ASYLUM FOR OLD MEN, AMSTERDAM · MAX LIEBERMANN
WOMAN WITH GOATS · MAX LIEBERMANN
So strong was his admiration for Millet that he went down to Barbizon, where he arrived shortly before the death of that great artist. Under the influence of Millet he painted Labourers in the Turnip Field, and Brother and Sister, which appeared in the Paris Salon of 1876. He now reached the turning-point of his career, for he had made up his mind that at all costs he must perfect his own individual style. A great unrest, useless to battle against, disorganised his movements. He travelled through Belgium, Holland, Germany, and Italy, studying and searching for the inspiration which should place him in the right path. During these travels he met at Venice Lenbach, the portrait-painter, who told him to study in Munich. Tired of wandering he acted upon the suggestion, and passed six years in the Bavarian capital. For a period his art assumed a religious character, and he painted many biblical compositions. These works were coldly received, and in Munich they were strongly and adversely criticised. The clergy objected to them as profane, and a debate on the subject followed in the Bavarian Assembly. The life of the artist becoming exceedingly uncomfortable, Liebermann settled in Amsterdam, where he found a freer artistic atmosphere more congenial to his temperament. Disdaining the critical capacity of his native city, Liebermann forwarded all his finest works to Paris, and in the Salon of 1881 exhibited An Asylum for Old Men, which gained a medal in the third class, the first honour awarded to German art since the war. Having received the official imprimatur of Paris, his countrymen began to realise that an artist had grown up amongst them they could no longer afford to neglect. Liebermann’s works found purchasers throughout the Continent, and his future was assured. He was elected a member of the “Cercle des Quinze,” of which Alfred Stevens and Bastien-Lepage were prominent supporters, and he exhibited annually at the Salon Petit and other French collections. Since 1884 he has divided his time between Berlin and the little village of Zandvoort, near Hilversum, in Holland. Perhaps his early experiences account for the fact that when in the German capital he mixes little with its artistic society.
Liebermann has practised with success and ability every variety of artistic expression. His portraits alone would class him amongst the masters, taking as examples the Burgomeister Petersen, the Professor Virchow, and the Gerhart Hauptmann. He is equally facile with the burin, the needle, the pastel, or with water-colours. His activity is ceaseless, and his production, in consequence, enormous; he possesses robust health, uncommon strength, enormous fertility, traits common to the great artists of all ages.
In his fine canvas of the Courtyard of the Orphanage, Amsterdam, painted in 1881, Liebermann shows for the first time complete emancipation from the thrall of Munkacsy’s influence.
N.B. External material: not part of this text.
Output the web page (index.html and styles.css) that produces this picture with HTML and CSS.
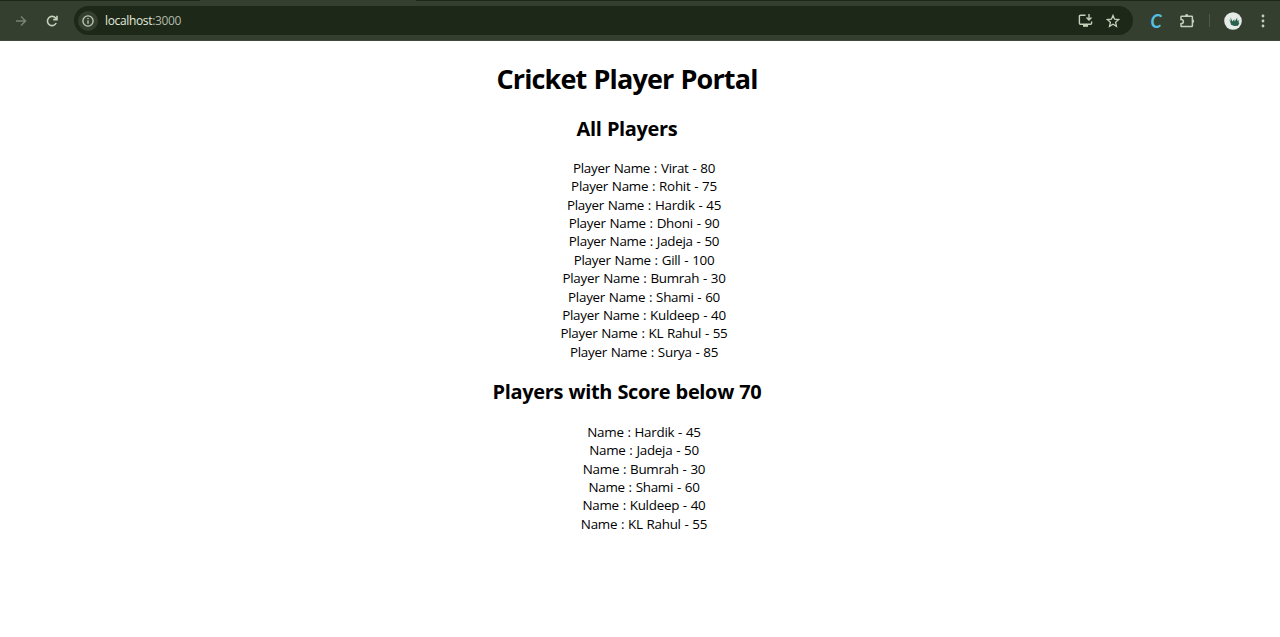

The picture was exhibited in the Salon of 1882, and in it appears that peculiar note of red, now one of the distinguishing features of the artist’s work. Of this canvas Hochédé, the Parisian art critic, said that Liebermann must surely have been stealing sunbeams to paint with. Then commenced a long series of pictures such as the Ropeyard, the Netmenders, now one of the most valued pictures in the modern section of the Gallery at Hamburg, in which the Impressionist spirit is clearly manifested. The unimportant has been omitted, and the pith of the subject only is given. The point of view is focused, the inconsequent suppressed, and the “mise en scène” proves the artist to be an irreproachable draughtsman, as well as a colourist of the first rank. Liebermann’s pictures of “sous bois” are particularly pleasing, strikingly painted and original; they were the first of their kind in Germany, and disconcerted the whole artistic community.
In following the progress of Liebermann’s art, one notes that he is attracted unceasingly by problems of light. If Manet is the great apostle of “plein air” painting, surely no one has yet surpassed the marvellous style in which Liebermann succeeds in rendering the attenuated scheme of interior lighting in conjunction with extraordinary powers of sunlight painting. His gradual emancipation from tradition may be easily traced from the days of Women plucking Geese, when he was with justice called a “son of darkness”; through the “sous bois” pictures, to the present period of vivid sunlight and violet shadows across open country, sea, and the human figure.
Liebermann headed the party which revolted from the National Salon, and of the Secessionists he is the president. Similar cleavages of the young and progressive from the old and reactionary have taken place in most countries with equally important results. In Max Liebermann Germany has an artist of most exceptional gifts. “I do not seek for what is called the pictorial,” he writes, “but I would grasp nature in her simplicity and grandeur—the simplest thing and the hardest.”